Make this your first stop. Take advantage of the many free services a Career Center offers: everything from help with writing a resume and cover letter to internship opportunities and job interviews. Many colleges offer informational interviewing programs. Don’t miss out on these ready-made opportunities to learn about available jobs.

  1. Play the skill-match game

Parlay the skills you’ve used in your studies into a job, says Erin Mahoney, interim executive director of Career Services at DePauw University. For example, an English major uses writing, communication, research and project management skills. Match those skills to those listed in online job descriptions, which might include attention to detail, organizational and communication skills. Mahoney recommends using the US Department of Labor’s O*NET (, to browse occupations and discover which ones match your skill set. O*NET’s Interest Profiler lets you match work activities to your personal interests.
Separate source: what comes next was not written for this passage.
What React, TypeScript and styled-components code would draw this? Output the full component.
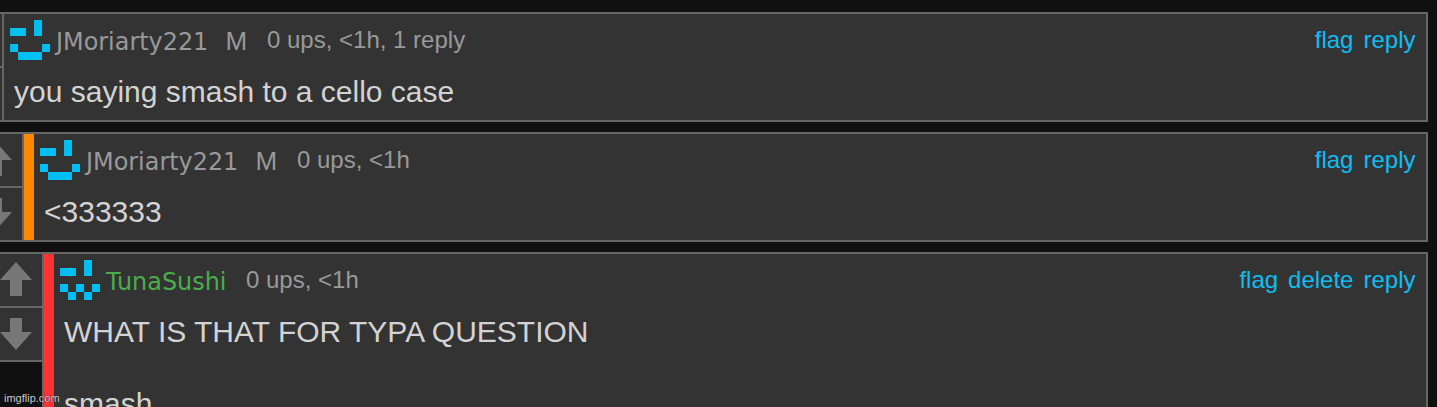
import React from "react";
import styled, { createGlobalStyle } from "styled-components";

const GlobalStyle = createGlobalStyle`
  *, *::before, *::after { box-sizing: border-box; }
  html, body { margin: 0; background: #101010; }
  body { font-family: "Liberation Sans", Arial, sans-serif; }
`;

const Page = styled.main`
  position: relative;
  height: 407px;
  overflow: hidden;
  padding: 12px 9px 0 0;
  background: #101010;
`;

const Thread = styled.div`
  display: flex;
  flex-direction: column;
  gap: 10px;
`;

const Row = styled.article<{ $depth: number }>`
  display: flex;
  align-items: flex-start;
  margin-left: ${(p) => p.$depth * 20 - 52}px;
`;

const Votes = styled.div`
  display: flex;
  flex-direction: column;
  flex: none;
  width: 54px;
  height: 110px;
  border: 2px solid #666;
  border-right: 0;
  background: #333;
`;

const VoteCell = styled.div`
  display: flex;
  justify-content: center;
  height: 54px;
  padding-top: 8px;
  & + & {
    height: 52px;
    padding-top: 10px;
  }
  &:first-child {
    border-bottom: 2px solid #666;
  }
`;

const Card = styled.div<{ $strip?: string }>`
  display: flex;
  flex: 1;
  min-width: 0;
  min-height: 110px;
  border: 2px solid #666;
  background: #333;
  &::before {
    content: "";
    flex: none;
    width: ${(p) => (p.$strip ? 10 : 0)}px;
    background: ${(p) => p.$strip || "none"};
  }
`;

const Content = styled.div`
  flex: 1;
  min-width: 0;
  padding: 6px 10.5px 0 6px;
`;

const Header = styled.header`
  display: flex;
  height: 40px;
  font-size: 24px;
  line-height: 40px;
  white-space: nowrap;
`;

const Avatar = styled.svg`
  flex: none;
  width: 40px;
  height: 40px;
`;

const UserName = styled.span<{ $color: string; $width: number }>`
  width: ${(p) => p.$width}px;
  margin-left: 6px;
  padding-top: 2px;
  color: ${(p) => p.$color};
  font-family: Verdana, "DejaVu Sans", sans-serif;
  font-size: 23.9px;
`;

const Rank = styled.span`
  width: 41.5px;
  padding-top: 1px;
  color: #999;
  font-size: 26px;
`;

const Meta = styled.span`
  color: #999;
`;

const Actions = styled.nav`
  display: flex;
  gap: 10px;
  margin-left: auto;
`;

const Action = styled.a`
  color: #0fbdf0;
`;

const Body = styled.p`
  margin: 14px 0 0 4px;
  color: #d3d3d3;
  font-size: 30px;
  line-height: 36px;
  white-space: pre-line;
`;

const Watermark = styled.div`
  position: absolute;
  left: 4px;
  bottom: 2px;
  color: #ccc;
  font-size: 11px;
  line-height: 13px;
  text-shadow: 0 0 1px #000;
`;

const WINK = ["...#.", "##.#.", ".....", "#...#", ".###."];
const ZIGZAG = ["...#.", "##.#.", ".....", "#.#.#", ".#.#."];

function PixelFace({ rows }: { rows: string[] }) {
  return (
    <Avatar viewBox="0 0 5 5" shapeRendering="crispEdges">
      {rows.flatMap((row, y) =>
        [...row].map((c, x) =>
          c === "#" ? <rect key={`${x}-${y}`} x={x} y={y} width="1" height="1" fill="#00bff3" /> : null
        )
      )}
    </Avatar>
  );
}

function VoteBox() {
  return (
    <Votes>
      <VoteCell>
        <svg width="32" height="34" viewBox="0 0 32 34">
          <path d="M16 0 32 18H22V34H10V18H0Z" fill="#777" />
        </svg>
      </VoteCell>
      <VoteCell>
        <svg width="32" height="32" viewBox="0 0 32 32">
          <path d="M16 32 32 14H22V0H10V14H0Z" fill="#777" />
        </svg>
      </VoteCell>
    </Votes>
  );
}

interface Comment {
  user: string;
  color: string;
  nameWidth: number;
  rank?: string;
  meta: string;
  face: string[];
  strip?: string;
  actions: string[];
  text: string;
}

const comments: Comment[] = [
  {
    user: "JMoriarty221", color: "#999", nameWidth: 169.5, rank: "M", meta: "0 ups, <1h, 1 reply",
    face: WINK, actions: ["flag", "reply"], text: "you saying smash to a cello case",
  },
  {
    user: "JMoriarty221", color: "#999", nameWidth: 169.5, rank: "M", meta: "0 ups, <1h",
    face: WINK, strip: "#ff8800", actions: ["flag", "reply"], text: "<333333",
  },
  {
    user: "TunaSushi", color: "#4aad4a", nameWidth: 140, meta: "0 ups, <1h",
    face: ZIGZAG, strip: "#ff3333", actions: ["flag", "delete", "reply"],
    text: "WHAT IS THAT FOR TYPA QUESTION\n\nsmash",
  },
];

export default function App() {
  return (
    <Page>
      <GlobalStyle />
      <Thread>
        {comments.map((c, depth) => (
          <Row key={depth} $depth={depth}>
            <VoteBox />
            <Card $strip={c.strip}>
              <Content>
                <Header>
                  <PixelFace rows={c.face} />
                  <UserName $color={c.color} $width={c.nameWidth}>{c.user}</UserName>
                  {c.rank && <Rank>{c.rank}</Rank>}
                  <Meta>{c.meta}</Meta>
                  <Actions>
                    {c.actions.map((a) => <Action key={a}>{a}</Action>)}
                  </Actions>
                </Header>
                <Body>{c.text}</Body>
              </Content>
            </Card>
          </Row>
        ))}
      </Thread>
      <Watermark>imgflip.com</Watermark>
    </Page>
  );
}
  1. Network, network, network

“Networking is key,” says Mahoney. Some people are intimidated by the word. All it means is talking to people and making connections. Make a list of those who might be able to help you in your job search and reach out to them. Don’t hesitate to touch base with alumni, professors, mentors, advisors, upperclassmen, neighbors and parents. You’ll practice your interviewing skills and learn about potential jobs and opportunities you didn’t even know existed.

  1. Follow your dreams

Explore opportunities and talk to people about what they do; don’t just look at how much money you will make. There are so many other factors: your values, your interests, geographic location. If you look at just one factor, you won’t be doing justice to your search.

  1.      Keep learning

“More and more employers are talking about the need to be self-directed in your learning,” says Mahoney. Just because you’ve graduated doesn’t mean you should stop acquiring knowledge. Learn everything you can about your new job and company and continue to acquire new skills. You never know where your curiosity might lead.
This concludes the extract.